The rains came pouring down, unrelenting, continuous and streaming over all of metro Detroit. The day was gray and heavy, the air thick with moisture. It just kept coming.
So what, we thought. Rain. We’ve had it before, we’ll have it again. The worst part would be that my evening master swim was canceled (although by the end of it all, I seriously could have swam through the streets of my town – no exaggeration).
But it was bigger than we thought and more than most of us could handle. My husband went outside to sweep away the water trickling in to our basement. When a distraught young woman pulled into the driveway next door in a hybrid that was steaming and smoking and making odd noises, my husband went over to help her.
She was baling water out of her car with a mason jar. He grabbed a saucepan from the house and helped her make more progress. Her car was stacked high with pillows and papers. “This is the worst day of my life,” she cried. He discerned that she was moving back home at that moment and didn’t ask more.
Cars pulled up on the street. Some drove into our driveway and the driveway on our other side. Two got stuck in wheel-high water in the street. Finally, one person got out and abandoned the car. Taillights blinked through the night on the quiet street.
In one car, a woman rolled down her window. “Come inside,” I called to her, finally outside with my husband in sweats, rain boots and a raincoat that did little to stop me from getting wet. “I have two babies in the back seat,” she yelled.
I waded over to her, the murky water up to my thighs. Her seat sprang back toward one of the little boys and got stuck, pinning his legs. He cried out in pain. My husband and another neighbor ran over to help wrest the boy’s legs free. The woman, the boys’ grandmother, climbed into the backseat and together we pushed the seat up and off the child.
Then she handed him to my husband and his twin brother to me through the window. The boys whimpered, looking around at this neighborhood under water. Our neighbor helped the woman climb through her window. They waited inside with towels and my children offering them cookies until the boys’ father came to get them.
It was, in short, unbelievable. I gulped back tears by the magnitude of what was happening around me. Friends posting on Facebook pictures of their drowned basements. The girl with the hybrid car walked to her parents’ house over sodden grass. Another woman left her car on our driveway and texted with my husband in the night to assure us that her car would be retrieved by 6 a.m.
This morning, it is eerily quiet outside. The water is gone. As if it never happened. Except the remnants are there, swirls of dirt and debris in the yard and on the driveway, the trail of what happened, a silent reminder. There are pebbles on my driveway as if we were a river that has receded.
We were lucky. Our basement had some moisture but nothing like our friends. Complete destruction. My little guy was shaking with fear last night. I held him close, reminding him that he will always be safe, I will always see to it.

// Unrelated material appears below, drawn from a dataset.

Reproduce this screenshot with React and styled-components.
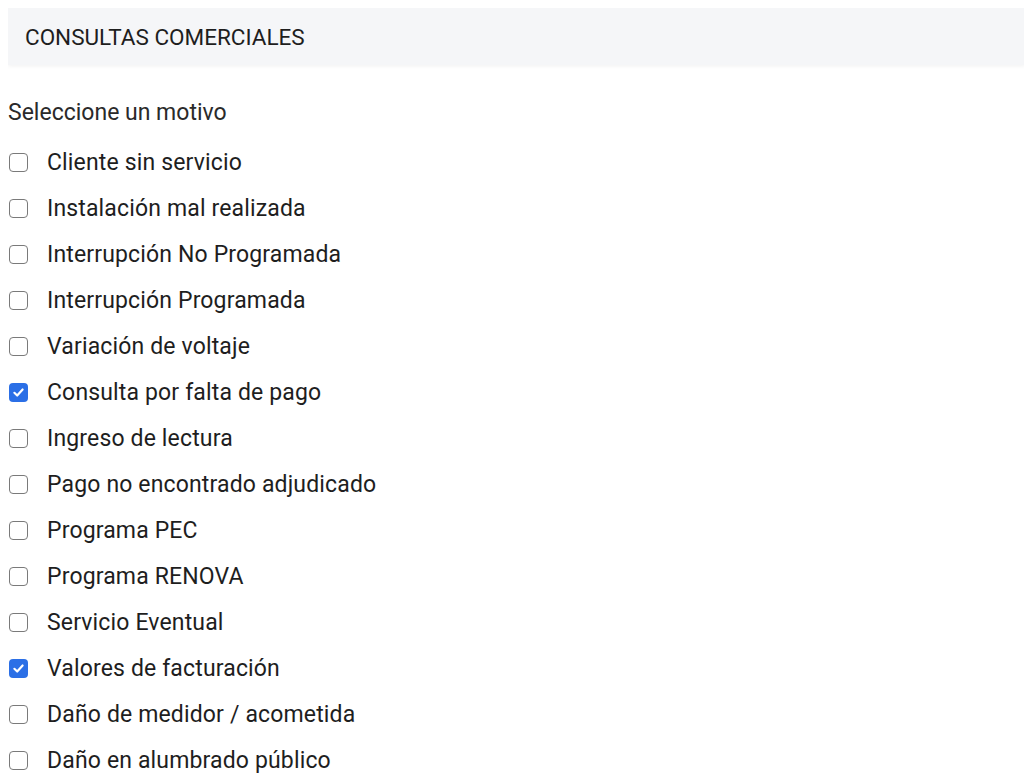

Except, we are never really safe. We can’t spend our lives worrying about it, but as soon as we think we have it all under control and understood, everything falls apart.

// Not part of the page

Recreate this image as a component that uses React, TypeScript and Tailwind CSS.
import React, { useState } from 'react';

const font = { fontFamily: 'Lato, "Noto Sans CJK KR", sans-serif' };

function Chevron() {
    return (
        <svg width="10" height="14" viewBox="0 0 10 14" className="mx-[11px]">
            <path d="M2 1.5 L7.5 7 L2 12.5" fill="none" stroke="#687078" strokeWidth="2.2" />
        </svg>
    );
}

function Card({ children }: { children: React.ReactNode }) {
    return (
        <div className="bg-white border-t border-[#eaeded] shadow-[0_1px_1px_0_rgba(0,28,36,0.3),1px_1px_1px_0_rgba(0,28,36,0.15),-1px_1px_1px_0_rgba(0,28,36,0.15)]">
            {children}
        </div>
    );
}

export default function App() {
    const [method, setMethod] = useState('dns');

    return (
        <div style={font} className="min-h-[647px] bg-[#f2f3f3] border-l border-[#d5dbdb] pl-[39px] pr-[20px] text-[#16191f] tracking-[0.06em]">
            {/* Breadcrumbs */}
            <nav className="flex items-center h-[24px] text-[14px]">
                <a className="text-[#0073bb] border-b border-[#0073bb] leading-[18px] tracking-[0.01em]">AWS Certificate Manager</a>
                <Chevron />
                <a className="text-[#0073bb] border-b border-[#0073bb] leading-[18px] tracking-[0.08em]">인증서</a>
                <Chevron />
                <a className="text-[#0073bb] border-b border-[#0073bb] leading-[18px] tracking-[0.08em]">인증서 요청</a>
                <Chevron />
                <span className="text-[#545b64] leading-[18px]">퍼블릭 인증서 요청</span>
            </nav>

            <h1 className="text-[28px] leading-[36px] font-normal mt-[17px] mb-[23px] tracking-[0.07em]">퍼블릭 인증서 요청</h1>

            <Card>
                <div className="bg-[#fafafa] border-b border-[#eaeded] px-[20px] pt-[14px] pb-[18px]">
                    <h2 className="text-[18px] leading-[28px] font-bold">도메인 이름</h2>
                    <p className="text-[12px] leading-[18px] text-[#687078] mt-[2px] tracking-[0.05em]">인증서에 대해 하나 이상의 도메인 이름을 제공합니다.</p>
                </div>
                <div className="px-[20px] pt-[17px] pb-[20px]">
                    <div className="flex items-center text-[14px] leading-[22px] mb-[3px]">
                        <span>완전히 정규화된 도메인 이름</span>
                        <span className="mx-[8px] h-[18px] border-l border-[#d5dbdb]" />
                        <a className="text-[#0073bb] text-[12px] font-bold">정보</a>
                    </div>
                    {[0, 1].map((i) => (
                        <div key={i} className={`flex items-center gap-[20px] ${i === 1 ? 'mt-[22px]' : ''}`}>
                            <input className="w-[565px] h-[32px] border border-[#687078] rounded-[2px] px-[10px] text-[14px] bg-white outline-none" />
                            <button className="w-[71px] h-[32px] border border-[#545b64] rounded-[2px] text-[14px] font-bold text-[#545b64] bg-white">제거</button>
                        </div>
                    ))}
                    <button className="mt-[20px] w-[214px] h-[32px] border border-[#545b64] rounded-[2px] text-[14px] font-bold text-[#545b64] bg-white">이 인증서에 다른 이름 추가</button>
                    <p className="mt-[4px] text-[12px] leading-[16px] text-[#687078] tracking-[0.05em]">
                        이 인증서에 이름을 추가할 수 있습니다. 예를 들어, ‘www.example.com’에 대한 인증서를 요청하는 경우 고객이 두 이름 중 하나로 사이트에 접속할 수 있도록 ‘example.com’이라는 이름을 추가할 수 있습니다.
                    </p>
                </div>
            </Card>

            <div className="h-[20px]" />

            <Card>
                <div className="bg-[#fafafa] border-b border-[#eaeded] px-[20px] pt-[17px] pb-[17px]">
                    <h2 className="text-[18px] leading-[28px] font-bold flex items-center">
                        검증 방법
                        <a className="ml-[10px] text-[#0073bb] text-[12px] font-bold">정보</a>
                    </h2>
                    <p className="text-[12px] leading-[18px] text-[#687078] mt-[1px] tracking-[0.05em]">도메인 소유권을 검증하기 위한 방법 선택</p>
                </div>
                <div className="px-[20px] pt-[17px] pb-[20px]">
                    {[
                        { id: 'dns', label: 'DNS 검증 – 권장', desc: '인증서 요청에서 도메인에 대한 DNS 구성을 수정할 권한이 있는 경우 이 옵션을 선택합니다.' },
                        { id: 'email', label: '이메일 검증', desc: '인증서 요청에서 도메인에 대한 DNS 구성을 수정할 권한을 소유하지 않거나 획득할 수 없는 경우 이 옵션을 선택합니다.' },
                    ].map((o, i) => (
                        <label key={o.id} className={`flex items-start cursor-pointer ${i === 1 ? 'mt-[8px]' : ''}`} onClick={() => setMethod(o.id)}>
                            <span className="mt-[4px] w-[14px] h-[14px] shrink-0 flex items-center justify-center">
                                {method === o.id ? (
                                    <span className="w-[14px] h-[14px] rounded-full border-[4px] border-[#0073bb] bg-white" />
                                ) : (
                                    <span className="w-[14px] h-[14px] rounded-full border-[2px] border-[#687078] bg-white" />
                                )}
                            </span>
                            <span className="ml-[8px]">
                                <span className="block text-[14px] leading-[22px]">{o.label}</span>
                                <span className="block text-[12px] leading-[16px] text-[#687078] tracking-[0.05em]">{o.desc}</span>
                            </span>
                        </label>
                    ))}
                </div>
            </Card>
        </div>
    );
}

We are not in control. These belongings, these homes, this life, it’s all a loan for us to use toward making the world better. A heavy rain comes and we are reminded that it’s just a house, just possessions, just a car, just clothing, just whatever – fleeting. We can live without it if we have to, though we often don’t want to.
We are so used to our creature comforts. I look around my beautiful new house and think of how much effort and money and thought and passion went into creating this home. I love where I live and I believe the illusion that these walls will keep me safe, nothing bad will happen here.
We do our best to secure our lives, but we are still open to the elements.
In the night, my little guy had a nosebleed. He lay against me, tilting his head back to stop the flow. Drops of red hardened on the white bathroom floor. Eventually, it stopped. Eventually we all went back to sleep.
This morning, the neighborhood is silent. Cars carefully navigate the streets. Highways are closed and state troopers are asking drivers to stay home until they can clear up the madness.
The gratitude is deep. We are ok. We have another chance to start over this morning. We are alive. Our houses are standing.
I’ll work from home until my children go to their father for a week. The cycle of life goes round and round. Soccer camp is canceled for today; the field is under water. So we’ll have lunch together, just me and my three kiddos, because all we ever have is the love in our hearts and the gleam in the eye of someone close.
And really, that is all we need in the end.